Lhakpa Quendren
Samtse—The Dhamdhum Industrial Park in Samtse, designated for clean-tech industries, is on course after several years of stalled progress.
Launched in August 2016, the park has struggled due to delays caused by defaulting tenants or leaseholders. Over the past eight years, around 80 unreliable tenants were terminated for failing to commence operations despite assurances.
Now, with the influx of potential and committed investors rushing for the vacant plots, the industrial park is expected to make major progress within the next two years, according to the Department of Industry.
“We are currently scrutinising the applicants to offer opportunities to those who are serious about starting their projects,” said an official. “We now have very limited vacant plots left, and allocation is still ongoing.”
The Dhamdhum Industrial Park spans 234 acres and is divided into three zones: Pocket A (143 acres), Pocket B (65 acres), and Pocket C (25 acres).
Of the 45 allocated plots, 18 factories are completed, 11 are under construction, and 16 are in the documentation phase.
However, Pocket B, which is potentially at risk of flooding from the Dhamdum River, has not been developed and is being monitored. Currently, seven acres in this area are leased to two crusher plants.
The industrial park features a range of industries, including two large-scale enterprises, which are foreign direct investment companies—Dralha Bamboo Revolution Private Limited and Eco-Synth Fibers—along with 19 large-scale, 17 small-scale, and three cottage industries.
However, the delay in project implementation has resulted in overgrown bushes and damage to road infrastructure.
The promoters of the factories suggest immediate maintenance of the park’s infrastructure to prevent further damage and deterioration. And some have raised concerns over potential risk of fronting practices.
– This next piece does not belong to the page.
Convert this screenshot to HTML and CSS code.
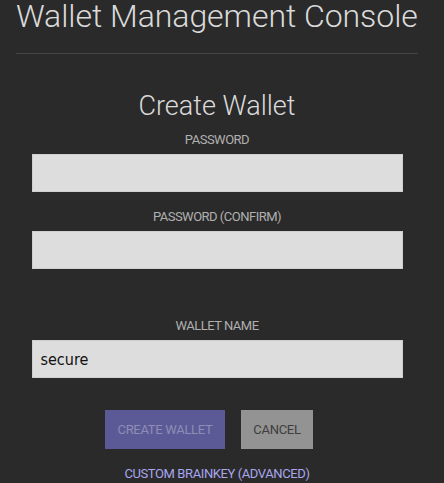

“Many promoters leased large areas because the lease rate was low, and some might be seeking funding sources to begin their work. Otherwise, they should have started their work like others,” a promoter said.
Another promoter said that some tenants who took loans for factory construction may not have used it for the intended purpose. “Now it is time to repay the loans but many of them have not even started their projects,” he said.
Lease rate revision causes financial strain
Meanwhile, following an appeal from the promoters of the industrial park to reduce lease rents on March 25, the Department of Industry is reviewing the lease rent for the industrial parks in collaboration with the National Land Commission (NLC) and the Bhutan Chamber of Commerce and Industry.
The official from the department said that the revision is being considered for the industrial parks at Dhamdhum and Norbugang in Samtse, and Motanga in Samdrupjongkhar.
“We are discussing it and expect to finalise it soon. We understand their issues, but at the same time, they must also understand the challenges faced by the government,” said the official.
The NLC revised the estate land lease rates from Nu 0.15 per square feet to Nu 4.1 per square feet per year, effective this year. Although the Land Act of Bhutan 2007 mandates a revision of land lease rates every five years, it had remained unchanged for over 14 years.
With only 99 acres available in Pocket A and Pocket C, excluding 70 acres for basic amenities, recovering the Nu 300 million invested in park development at the current rate would take approximately 17 years.
The park incurs over Nu 160,000 monthly in electricity costs alone, not including maintenance expenses. The Department of Industry is exploring ways to cover these costs through lease rents.
Under the new lease rates, a promoter with one acre of land will see their annual rent rise from Nu 6,534 to Nu 178,356, plus a security deposit of the same amount.
Promoters have leased plots ranging from 30 decimals to 4 acres.
Promoters now have to pay significantly higher rents, with some seeing over 800 percent hikes. This financial burden is expected to strain many potential promoters, as many are yet to start their projects.
Nabin Basnet, the promoter of Hutah Fresh, an upcoming processed cheese plant, said that the country’s economy is yet to pick up, and the current situation is particularly dire for emerging manufacturing units.
“The government could consider raising rates more rationally once we reach the break-even point and start generating profits, which, under the current circumstances, is expected to take at least five years,” he added.
Pallavi Furniture Manufacturing Unit, which occupies 1.5-acre plot, has to pay an additional Nu 350,000 under the revised lease rate.
The manager of Pallavi Furniture Manufacturing Unit, Krishna Pradhan, said that the lease rent, which was previously Nu 10,000 per year, has now increased to Nu 30,000 per month. “This sudden hike is difficult to manage. A reduction to a more feasible level would be greatly appreciated,” he said.
The factory, which generates Nu 600,000 to Nu 700,000 monthly and employs seven staff, faces financial strain due to the increased lease rates.
However, some promoters believe that higher lease rate is justified, given the substantial investment required to develop and maintain the park’s infrastructure such as boundary walls, reliable power and water supplies, road connectivity with underground street lights, drainage system, and cable trenches.
A promoter of a wood-based industry, Tshering, said that the increased lease rate will prompt investors to expedite their construction. “However, for the greater good, the government should consider reducing the lease rent at least during the construction period.”